Le ministre de l’Énergie Arthur Bertrand Piri, secrétaire exécutif adjoint du MCU, joue un rôle central dans ce dispositif. C’est lui qui a supervisé l’attribution des stations confisquées, justifiant la mesure par des dettes impayées et une mauvaise gestion de TAMOIL. Mais les faits montrent que cette réquisition visait surtout à renforcer la centralisation du contrôle du secteur entre les mains d’acteurs politiquement connectés.

Les forces de sécurité profitent directement du système grâce aux bons d’essence qui leur permettent de convertir le carburant en liquidités. Ce mécanisme garantit la loyauté de l’armée et des services de renseignement envers un régime qui les enrichit. Le carburant devient ainsi un outil de patronage politique, un moyen d’acheter les fidélités et de maintenir le pouvoir.
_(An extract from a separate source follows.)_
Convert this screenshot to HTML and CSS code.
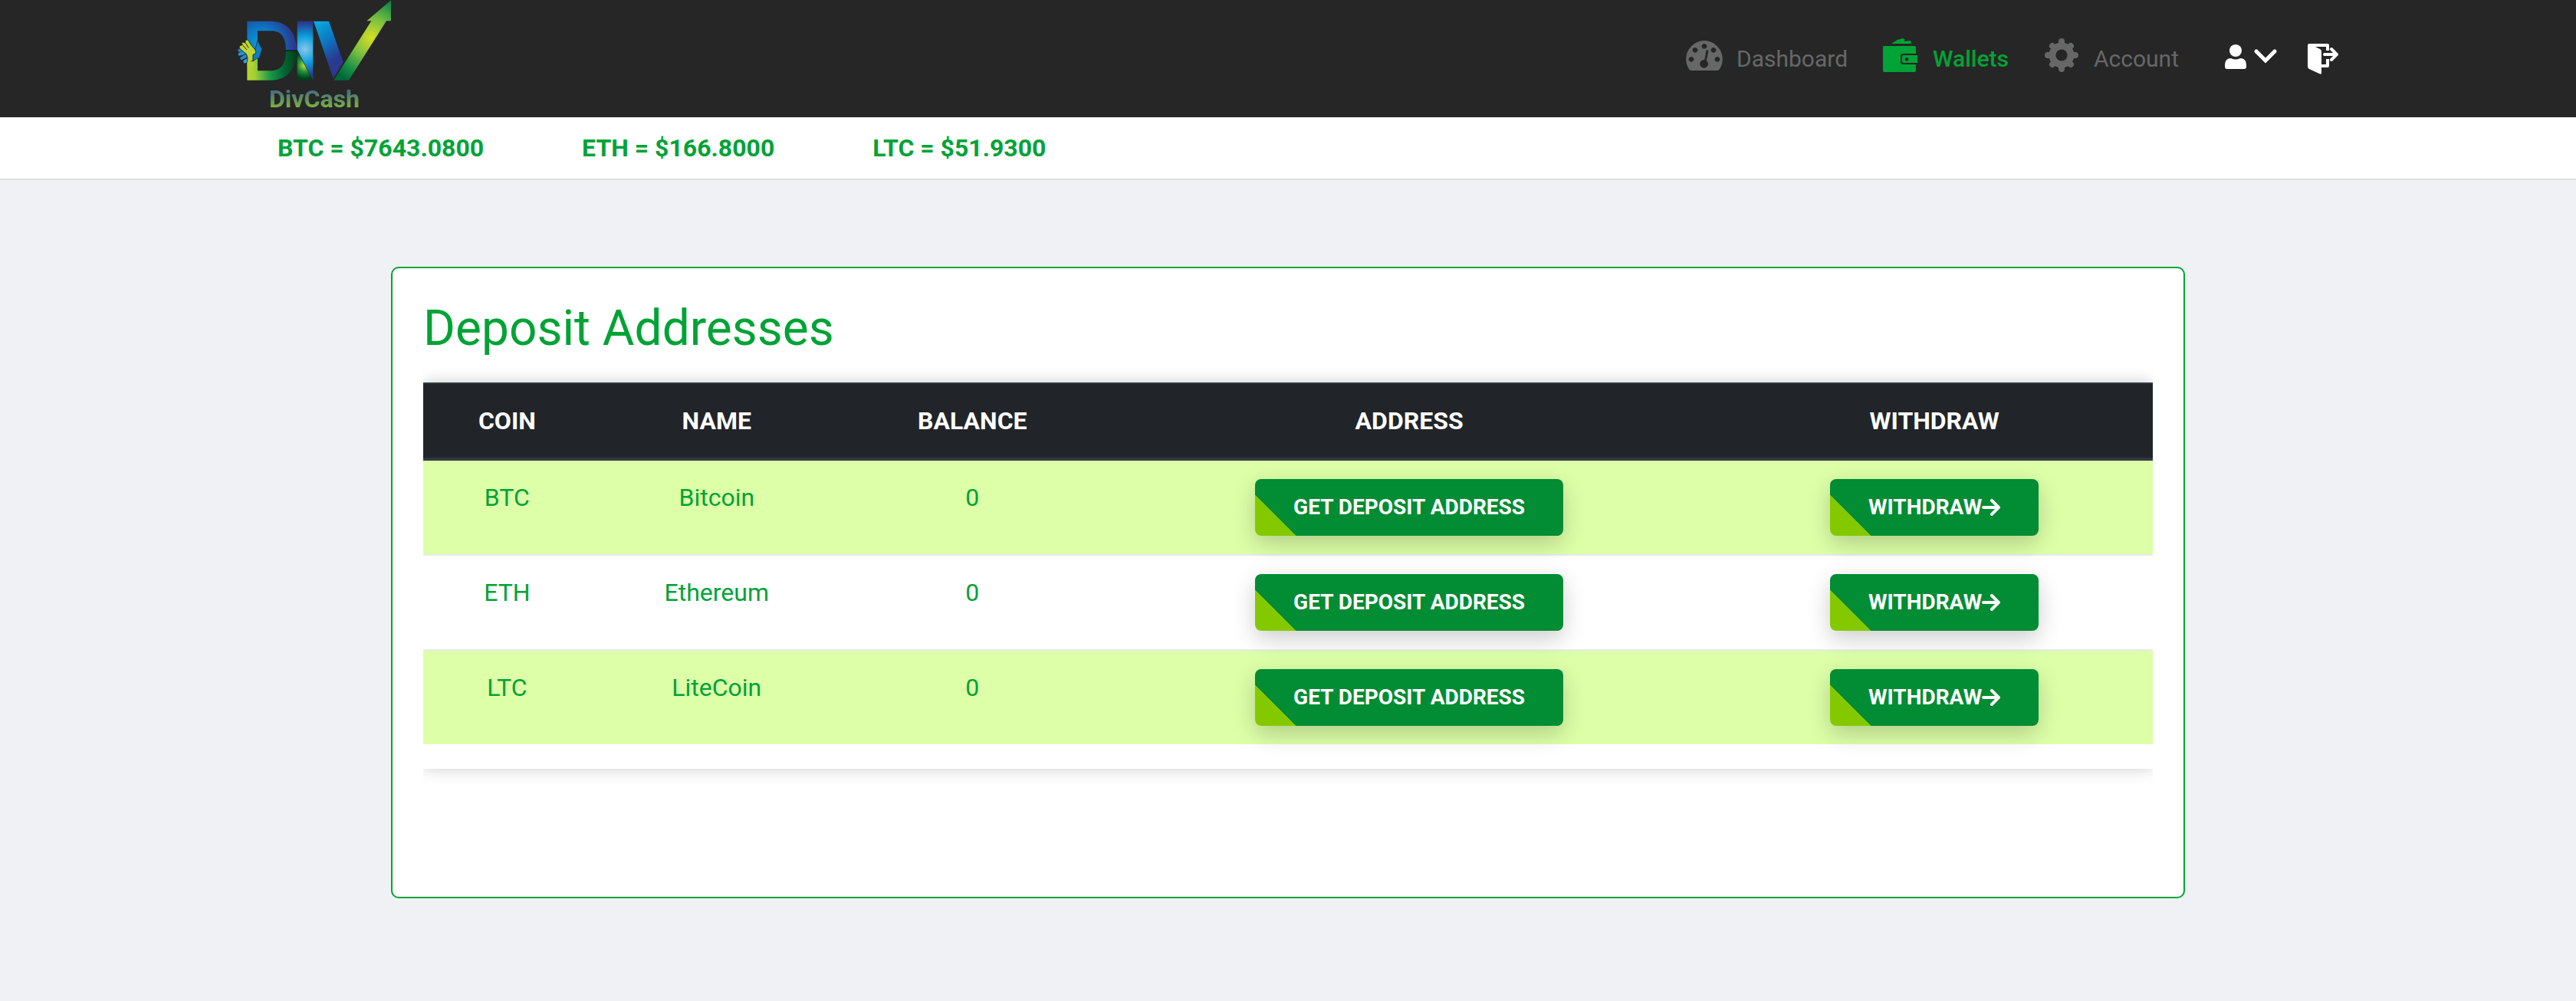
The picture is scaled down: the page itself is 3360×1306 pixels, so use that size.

Le rapport estime que ce système a privé l’État centrafricain de recettes fiscales essentielles tout en remplissant les poches d’un cercle restreint de privilégiés. Les recettes gouvernementales issues du carburant sont passées de 41,6 millions de dollars américains en 2021 à seulement 29,5 millions de dollars en 2024, malgré une reprise quasi complète des volumes d’importation. Cette baisse préoccupante s’explique en grande partie par l’évasion fiscale sur le chiffre d’affaires et les exonérations dont bénéficie Neptune Oil, avec la complicité des hauts responsables.

Les Centrafricains paient le prix fort à la pompe pendant que les généraux et les cadres du MCU s’enrichissent. Le gazole coûte toujours 2,17 dollars américains le litre, un prix inabordable dans un pays où 70% de la population vit avec moins de 1,90 dollar par jour. Cette situation ne résulte pas d’une simple défaillance du marché, mais d’une captation délibérée de l’État par des réseaux criminels qui opèrent sous couvert de l’autorité publique.